2. Bits, Bytes, and Everything in Between

As was alluded to in the previous section, information is all around us. From our computers that use wireless and wired connections to deliver data both internally and externally, to cellphones and GPS systems that allow us to navigate, the bits and bytes and everything in between.

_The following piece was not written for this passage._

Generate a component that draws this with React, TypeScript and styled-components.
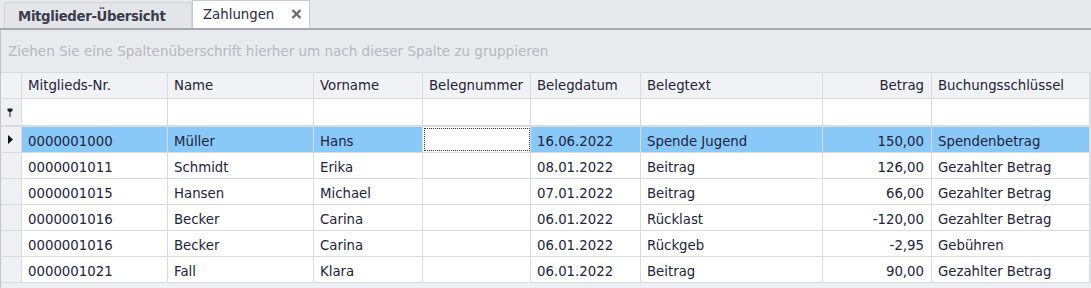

This ubiquity raises a foundational question: What do we mean by information? And to go into further detail, what do we mean by a bit?

2.1 Information Gain

A bit in the information theoretic sense describes the fundamental unit of information by resolving uncertainty. For example, suppose we have a classical fair sided coin capable of producing two outcomes: heads or tails. The probability of observing heads, \(p_{\text{heads}} = 0.5\). Therefore, by using the equation shown below,

$$\boxed{-\log_2(p)} \tag{1}$$

we see that one bit of information is gained. Therefore, as a system becomes more and more predictable (i.e. \(p\) increases), the amount of information decreases monotonically.

2.2 Information Transfer

In many cases, the information that is received is often not the information that was sent. In the case of electronics, this means that bits are flipped in transit. That "in between" that describes the space between the transmitter (e.g. wires, free space, etc.) and the receiver is known as a channel. While the channel is essential to the transfer of information, it is often the source of its corruption. From noise to interference, the channel poses a threat to the ability to recover transmitted information.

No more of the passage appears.